D'après Ge Wenyao, la réussite remarquable de l'industrie française de la mode résulte d'un réseau commercial complet, y compris de coopérations à l'intérieur des cercles professionnels ainsi que celles entre eux et l'extérieur. « L'industrie chinoise de la mode nécessite également un environnement similaire de développement où les marques locales les plus performantes coopèrent et s'unissent », fait-il remarquer.

En fait, M. Ge a déjà conféré une ouverture plus étendue à la Fédération internationale de la mode de Shanghai. Auparavant les membres de la Fédération s'impliquaient principalement dans le secteur de l'habillement, mais ils s'occuperont désormais de trois autres secteurs : le secteur de la fabrication, celui des services tels que la restauration, l'hôtellerie et les salons haut de gamme, ainsi que celui des entreprises qui servent les deux secteurs précités, comme les cabinets de chasseurs de têtes, les agences de mannequins et les entreprises de consulting.
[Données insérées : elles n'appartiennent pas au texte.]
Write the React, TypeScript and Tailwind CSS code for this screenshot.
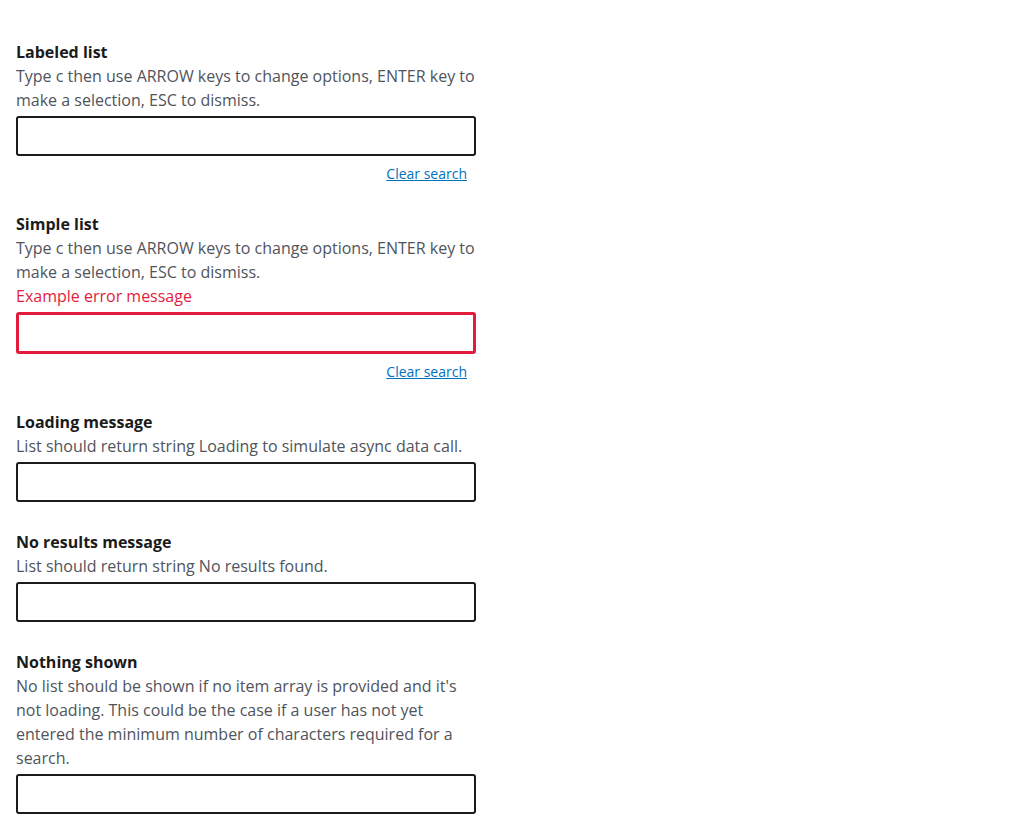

Selon lui, les entreprises chinoises du secteur de la mode doivent avoir une vision globale et apprendre des bonnes expériences internationales en matière d'opérations. Il a l'intention de créer un comité d'experts à l'intérieur de la Fédération pour offrir à ses membres divers services, établir différentes plates-formes, par exemple dans les domaines de la chaîne commerciale, de la diffusion, de l'exposition et du financement, et publier des rapports et des indices en rapport avec le secteur afin de créer un environnement favorable au développement de l'industrie de la mode.